• yüreğimi sızlatan meret. ne vakit bu adı duysam, cız eder içim... yıllardır rahmet içinde, mezarındaki dedem, ben bu adı duyduğumda huzursuzlanacak, yattığı yerde keyfi kaçacak gibi gelir.

    babamın babasıydı. 95 yaşındaydı. polisti. çocukluk sevdası karısını ve bir de evladını toprağa vermişti. ve kim bilir kaç tane yoldaşını. huysuzdu. evinde bakıcı istemedi, yalnız yaşamaya diretti. biz sadece yemeklerini yaptık, koyduk dolabına. o, her sabah kahvaltısını hazırladı, camiye gidip arkadaşları ile saatlerce vakit geçirdi, akşam yemeğini yedi ve erkenden uyudu. 95 yaşında, sapasağlam bir koca çınardı dedem. bir gün trafik kazası geçirmiş. küçük bir kaza. şöförün söylediği, dedem düşmüş aracın üzerine. biraz kanamış başı. zaten camiden dönüş saatini epey geçtiğinden yollara düşmüştü annem. evin ve caminin uzağında olmuş olay. anlam veremedik. kendisi de itiraf etmedi o zaman. çok değil birkaç hafta sonra, evin bir sokak ilerisinde, camiden dönerken görmüşler. ama dedem avare. 30 yıllık komşusu anlamaz mı? bir sorun var. dedem apartmanın önünden bile geçiyor ama çıkartamıyor sanki muhiti. hemen bizi aradı. doktorlar, hastaneler derken teşhisin konulması uzun sürmedi. alzheimer.
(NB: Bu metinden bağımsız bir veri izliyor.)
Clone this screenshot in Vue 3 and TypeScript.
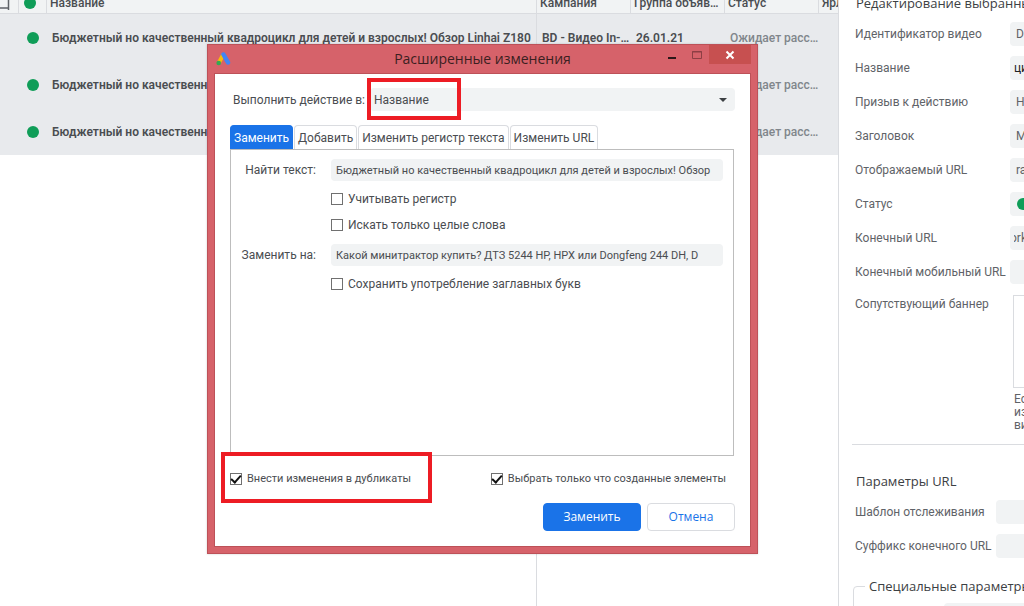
<script setup lang="ts">
import { ref } from 'vue'

interface Row {
  name: string
  campaign: string
  group: string
  status: string
}

const rows: Row[] = Array.from({ length: 3 }, () => ({
  name: 'Бюджетный но качественный квадроцикл для детей и взрослых! Обзор Linhai Z180',
  campaign: 'BD - Видео In-Stream',
  group: '26.01.21',
  status: 'Ожидает рассмотрения',
}))

interface Field {
  id: string
  label: string
  value: string
  kind?: 'edge' | 'cut' | 'dot'
}

const fields: Field[] = [
  { id: 'video-id', label: 'Идентификатор видео', value: 'Do' },
  { id: 'title', label: 'Название', value: 'цик', kind: 'edge' },
  { id: 'cta', label: 'Призыв к действию', value: 'Н' },
  { id: 'headline', label: 'Заголовок', value: 'М' },
  { id: 'display-url', label: 'Отображаемый URL', value: 'ra' },
  { id: 'status', label: 'Статус', value: '', kind: 'dot' },
  { id: 'final-url', label: 'Конечный URL', value: 'ork', kind: 'cut' },
  { id: 'mobile-url', label: 'Конечный мобильный URL', value: '' },
]

const urlFields: Field[] = [
  { id: 'template', label: 'Шаблон отслеживания', value: '' },
  { id: 'suffix', label: 'Суффикс конечного URL', value: '' },
]

const tabs = ['Заменить', 'Добавить', 'Изменить регистр текста', 'Изменить URL']
const activeTab = ref(0)
const target = ref('Название')
const findText = ref('Бюджетный но качественный квадроцикл для детей и взрослых! Обзор')
const replaceText = ref('Какой минитрактор купить? ДТЗ 5244 HP, HPX или Dongfeng 244 DH, D')
const matchCase = ref(false)
const wholeWords = ref(false)
const keepCaps = ref(false)
const applyDuplicates = ref(true)
const selectCreated = ref(true)
</script>

<template>
  <div class="app">
    <main class="list">
      <table class="grid">
        <colgroup>
          <col class="c-flag" />
          <col class="c-dot" />
          <col />
          <col class="c-mid" />
          <col class="c-mid" />
          <col class="c-mid" />
          <col class="c-last" />
        </colgroup>
        <thead>
          <tr>
            <th>
              <svg class="flag" width="12" height="20" viewBox="0 0 12 20" aria-hidden="true">
                <path d="M0 15H8.500M8.500 0V17" fill="none" stroke="#5f6368" stroke-width="1.5" />
              </svg>
            </th>
            <th><span class="dot"></span></th>
            <th class="name">Название</th>
            <th>Кампания</th>
            <th>Группа объявлений</th>
            <th>Статус</th>
            <th class="clip">Ярлыки</th>
          </tr>
        </thead>
        <tbody>
          <tr v-for="(row, i) in rows" :key="i" class="row">
            <td></td>
            <td><span class="dot"></span></td>
            <td class="name">{{ row.name }}</td>
            <td>{{ row.campaign }}</td>
            <td>{{ row.group }}</td>
            <td class="muted">{{ row.status }}</td>
            <td></td>
          </tr>
          <tr class="rest">
            <td></td>
            <td></td>
            <td class="name"></td>
            <td colspan="4"></td>
          </tr>
        </tbody>
      </table>
    </main>

    <aside class="side">
      <h2>Редактирование выбранных</h2>
      <div class="fields">
        <div v-for="f in fields" :key="f.id" class="field">
          <label :for="f.id">{{ f.label }}</label>
          <span class="box">
            <span v-if="f.kind === 'dot'" class="dot"></span>
            <input :id="f.id" :class="f.kind" type="text" :value="f.value" />
          </span>
        </div>
      </div>
      <div class="banner">
        <span class="banner-label">Сопутствующий баннер</span>
        <div class="banner-body">
          <div class="preview"></div>
          <p>Если<br />изоб<br />виде</p>
        </div>
      </div>
      <hr />
      <h2 class="params">Параметры URL</h2>
      <div class="fields url">
        <div v-for="f in urlFields" :key="f.id" class="field">
          <label :for="f.id">{{ f.label }}</label>
          <span class="box"><input :id="f.id" type="text" :value="f.value" /></span>
        </div>
      </div>
      <fieldset class="custom">
        <legend>Специальные параметры</legend>
        <input type="text" aria-label="Специальный параметр" />
      </fieldset>
    </aside>

    <section class="dialog" role="dialog" aria-labelledby="dialog-title">
      <header class="titlebar">
        <svg class="logo" width="16" height="14" viewBox="0 0 16 14" aria-hidden="true">
          <path d="M7 3L3 10.500" stroke="#fbbc04" stroke-width="4" stroke-linecap="round" />
          <path d="M7.500 2.500L12 10.500" stroke="#4285f4" stroke-width="4.500" stroke-linecap="round" />
          <circle cx="2.700" cy="11" r="2.300" fill="#34a853" />
        </svg>
        <h1 id="dialog-title">Расширенные изменения</h1>
        <div class="controls">
          <button type="button" aria-label="Свернуть">
            <svg width="10" height="10" viewBox="0 0 10 10"><path d="M1 8H9" stroke="#2b1718" stroke-width="2" /></svg>
          </button>
          <button type="button" aria-label="Развернуть">
            <svg width="10" height="10" viewBox="0 0 10 10"><path d="M.5 1.500H9.500V8.500H.5ZM0 2H10" fill="none" stroke="#8d3f44" /></svg>
          </button>
          <button type="button" class="close" aria-label="Закрыть">
            <svg width="10" height="10" viewBox="0 0 10 10"><path d="M1.500 1.500L8.500 8.500M8.500 1.500L1.500 8.500" stroke="#fff" stroke-width="2" /></svg>
          </button>
        </div>
      </header>

      <div class="content">
        <div class="action">
          <label for="target">Выполнить действие в:</label>
          <span class="select">
            <select id="target" v-model="target">
              <option>Название</option>
            </select>
            <svg width="8" height="4" viewBox="0 0 8 4" aria-hidden="true"><path d="M0 0H8L4 4Z" fill="#3c4043" /></svg>
          </span>
        </div>

        <div class="tabs" role="tablist">
          <button
            v-for="(t, i) in tabs"
            :key="t"
            type="button"
            role="tab"
            :aria-selected="activeTab === i"
            :class="{ active: activeTab === i }"
            @click="activeTab = i"
          >{{ t }}</button>
        </div>

        <div class="panel" role="tabpanel">
          <div class="line">
            <label for="find">Найти текст:</label>
            <input id="find" v-model="findText" type="text" />
          </div>
          <label class="check"><input v-model="matchCase" type="checkbox" />Учитывать регистр</label>
          <label class="check"><input v-model="wholeWords" type="checkbox" />Искать только целые слова</label>
          <div class="line">
            <label for="replace">Заменить на:</label>
            <input id="replace" v-model="replaceText" type="text" />
          </div>
          <label class="check"><input v-model="keepCaps" type="checkbox" />Сохранить употребление заглавных букв</label>
        </div>

        <div class="options">
          <label class="check"><input v-model="applyDuplicates" type="checkbox" />Внести изменения в дубликаты</label>
          <label class="check"><input v-model="selectCreated" type="checkbox" />Выбрать только что созданные элементы</label>
        </div>

        <footer class="buttons">
          <button type="button" class="primary">Заменить</button>
          <button type="button">Отмена</button>
        </footer>
      </div>

      <div class="mark mark-target"></div>
      <div class="mark mark-duplicates"></div>
    </section>
  </div>
</template>

<style>
body {
  margin: 0;
  background: #fff;
}
</style>

<style scoped>
* {
  box-sizing: border-box;
}

.app {
  position: relative;
  display: flex;
  height: 100vh;
  overflow: hidden;
  font-family: Roboto, "Liberation Sans", sans-serif;
  font-size: 12px;
  line-height: 16px;
  color: #4a4d51;
}

button,
input,
select {
  font: inherit;
  color: inherit;
  margin: 0;
}

.dot {
  display: block;
  width: 12px;
  height: 12px;
  border-radius: 50%;
  background: #0f9d58;
}

/* Video list */
.list {
  flex: 1;
  min-width: 0;
  overflow: hidden;
}

.grid {
  width: 100%;
  height: calc(100vh + 12px);
  margin-top: -12px;
  table-layout: fixed;
  border-collapse: separate;
  border-spacing: 0;
}

.c-flag { width: 19px; }
.c-dot { width: 28px; }
.c-mid { width: 94px; }
.c-last { width: 19px; }

.grid th {
  height: 26px;
  padding: 4px 0 0 3px;
  border-right: 1px solid #dadce0;
  border-bottom: 1px solid #dadce0;
  background: #f1f3f4;
  font-weight: 500;
  text-align: left;
  white-space: nowrap;
  overflow: hidden;
  text-overflow: ellipsis;
}

.grid th:first-child { padding: 4px 0 0; }
.grid th:nth-child(2) { padding: 4px 5px 0; }
.grid th.clip { text-overflow: clip; border-right: 0; }
.flag { display: block; }

.row td {
  height: 47px;
  padding: 0 0 0 5px;
  background: #e8eaed;
  font-weight: 600;
  white-space: nowrap;
  overflow: hidden;
  text-overflow: ellipsis;
}

.row td:nth-child(2) { padding: 0 8px; }
.row td.muted { font-weight: 500; color: #80868b; }
.rest td { padding: 0; }
.grid td.name { border-right: 1px solid #dadce0; }

/* Edit panel */
.side {
  display: flex;
  flex-direction: column;
  flex: none;
  width: 186px;
  padding-left: 16px;
  border-left: 1px solid #dadce0;
  overflow: hidden;
  color: #5f6368;
  white-space: nowrap;
}

.side h2 {
  flex: none;
  margin: -6px 0 0 1px;
  font-family: "Open Sans", "Noto Sans", sans-serif;
  font-size: 13px;
  font-weight: 500;
  line-height: 18px;
  color: #3c4043;
}

.fields {
  display: flex;
  flex-direction: column;
  gap: 10px;
  margin-top: 10px;
}

.field {
  display: grid;
  grid-template-columns: 155px 100px;
  align-items: center;
}

.url .field { grid-template-columns: 141px 114px; }

.box {
  display: flex;
  align-items: center;
  height: 24px;
  border-radius: 4px;
  background: #f1f3f4;
  overflow: hidden;
}

.box .dot {
  flex: none;
  margin-left: 7px;
}

.box input {
  width: 100%;
  height: 24px;
  padding: 0 6px;
  border: 0;
  background: transparent;
}

.box .edge { padding: 0 4px; color: #202124; }
.box .cut { padding: 0 4px; text-indent: -4px; }

.banner {
  display: grid;
  grid-template-columns: 158px 100px;
  margin-top: 11px;
}

.banner-label { padding-top: 1px; }

.preview {
  height: 93px;
  border: 1px solid #dadce0;
}

.banner p {
  margin: 5px 0 0 1px;
  line-height: 13px;
}

.side hr {
  flex: none;
  width: 200px;
  margin: 12px 0 0 -3px;
  border: 0;
  border-top: 1px solid #dadce0;
}

.side .params { margin-top: 27px; }
.url { margin-top: 10px; }

.custom {
  flex: none;
  width: 260px;
  height: 60px;
  margin: 19px 0 0 -2px;
  padding: 8px 0 0 90px;
  border: 1px solid #dadce0;
  border-radius: 4px;
}

.custom legend {
  margin-left: -79px;
  padding: 0 4px;
  font-family: "Open Sans", "Noto Sans", sans-serif;
  font-size: 13px;
  font-weight: 500;
  line-height: 18px;
  color: #3c4043;
}

.custom input {
  height: 24px;
  border: 0;
  border-radius: 4px;
  background: #f1f3f4;
}

/* Dialog window */
.dialog {
  position: absolute;
  top: 44px;
  left: 207px;
  width: 551px;
  padding: 0 6px 6px;
  border: 1px solid #bd5158;
  background: #d6626a;
  box-shadow: 0 0 2px #00000030;
}

.titlebar {
  display: grid;
  grid-template-columns: 128px 1fr 128px;
  height: 28px;
}

.logo { margin: 7px 0 0 2px; }

.titlebar h1 {
  margin: 4px 0 0;
  font-family: "Open Sans", "Noto Sans", sans-serif;
  font-size: 14px;
  font-weight: 400;
  line-height: 20px;
  text-align: center;
  color: #3b1f21;
}

.controls {
  display: flex;
  justify-content: flex-end;
  height: 19px;
}

.controls button {
  display: flex;
  align-items: center;
  justify-content: center;
  width: 25px;
  padding: 0;
  border: 0;
  background: transparent;
}

.controls .close {
  width: 42px;
  background: #c75050;
}

.content {
  padding: 14px 15px 15px;
  border: 1px solid #bd5158;
  background: #fff;
}

.action {
  display: flex;
  align-items: center;
  justify-content: space-between;
  padding-left: 3px;
}

.select {
  position: relative;
  display: flex;
  width: 365px;
}

.select select {
  width: 100%;
  height: 23px;
  padding: 0 4px;
  border: 0;
  border-radius: 4px;
  background: #f1f3f4;
  appearance: none;
}

.select svg {
  position: absolute;
  right: 8px;
  top: 10px;
}

.tabs {
  display: flex;
  gap: 1px;
  margin-top: 14px;
}

.tabs button {
  height: 24px;
  padding: 0 3px;
  border: 1px solid #dadce0;
  border-bottom: 0;
  border-radius: 4px 4px 0 0;
  background: #fff;
}

.tabs .active {
  border-color: #1a73e8;
  background: #1a73e8;
  color: #fff;
}

.panel {
  display: flex;
  flex-direction: column;
  height: 307px;
  margin-right: 1px;
  padding: 9px 10px;
  border: 1px solid #bdbdbd;
}

.line {
  display: grid;
  grid-template-columns: 75px 1fr;
  gap: 15px;
  align-items: center;
}

.line label { text-align: right; }

.line input {
  width: 100%;
  height: 22px;
  padding: 0 5px;
  border: 0;
  border-radius: 4px;
  background: #f1f3f4;
  font-size: 11px;
}

.check {
  display: flex;
  align-items: center;
  gap: 5px;
}

.check input {
  display: grid;
  place-items: center;
  width: 12px;
  height: 12px;
  border: 1px solid #707070;
  background: #fff;
  appearance: none;
}

.check input:checked::before {
  content: "";
  width: 8px;
  height: 4px;
  margin-bottom: 3px;
  border: solid #111;
  border-width: 0 0 2px 2px;
  transform: rotate(-48deg);
}

.panel .check {
  margin: 10px 0 0 90px;
}

.panel .check + .line { margin-top: 11px; }

.options {
  display: flex;
  justify-content: space-between;
  margin-top: 15px;
  padding-right: 9px;
  font-size: 11px;
}

.buttons {
  display: flex;
  justify-content: flex-end;
  gap: 6px;
  margin-top: 16px;
}

.buttons button {
  width: 88px;
  height: 28px;
  padding: 0;
  border: 1px solid #dadce0;
  border-radius: 4px;
  background: #fff;
  font-family: "Open Sans", "Noto Sans", sans-serif;
  font-weight: 500;
  color: #1a73e8;
}

.buttons .primary {
  width: 98px;
  border-color: #1a73e8;
  background: #1a73e8;
  color: #fff;
}

/* Highlight frames */
.mark {
  position: absolute;
  border: 4px solid #ed1c24;
  pointer-events: none;
}

.mark-target {
  top: 33px;
  left: 159px;
  width: 94px;
  height: 42px;
}

.mark-duplicates {
  top: 407px;
  left: 13px;
  width: 211px;
  height: 51px;
}
</style>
    2 hafta öncesinde, günlük bütün ihtiyaçlarını karşılayan, her allahın günü camiye giden, arkadaşlarıyla vakit geçiren ve yaşına rağmen yalnız yaşayan dedem, bir anda çöktü sanki. insan inanamıyor. bir hastalığın, bu kadar süratle etki edebileceğini kabul edemiyor. ilk aşamalarında, yatılı bir bakıcı bulundu, kendi evinde yaşaması iyidir dediler. sonra ne derlerse desinler, bizim eve geldi. en iyi annem bakardı.

    alzheimer, unutkanlıkla eşleştirilir hep. oysa alzheimer unutmamaktır. dedem, babam dışında, biri toprakta kalan 3 evladının ve torunlarının vefasızlığını hiç hatırlamadı belki, ama ben ölsem unutmam. hastalığından sonra 2 bayram gördü dedem. o iki bayramda, samimiyetsizce bizim evimize doluşmalarını unutmam. el gibi bir saat oturup, hemen nasıl siktir olup gittiklerini unutmam. ayda bir kez açılan telefonları unutmam. ben, dedemin cenazesinde nasıl kan yaş ağladıklarını, unutamam. nasıl bir ikiyüzlülük, nasıl bir adilik. adı ölüm diye, salya sümük ağlaşıyorlar. onları ağlatan dedemin ölümü değil kendi vicdanlarıydı. vefasızlıklarından utanıyorlardı belki.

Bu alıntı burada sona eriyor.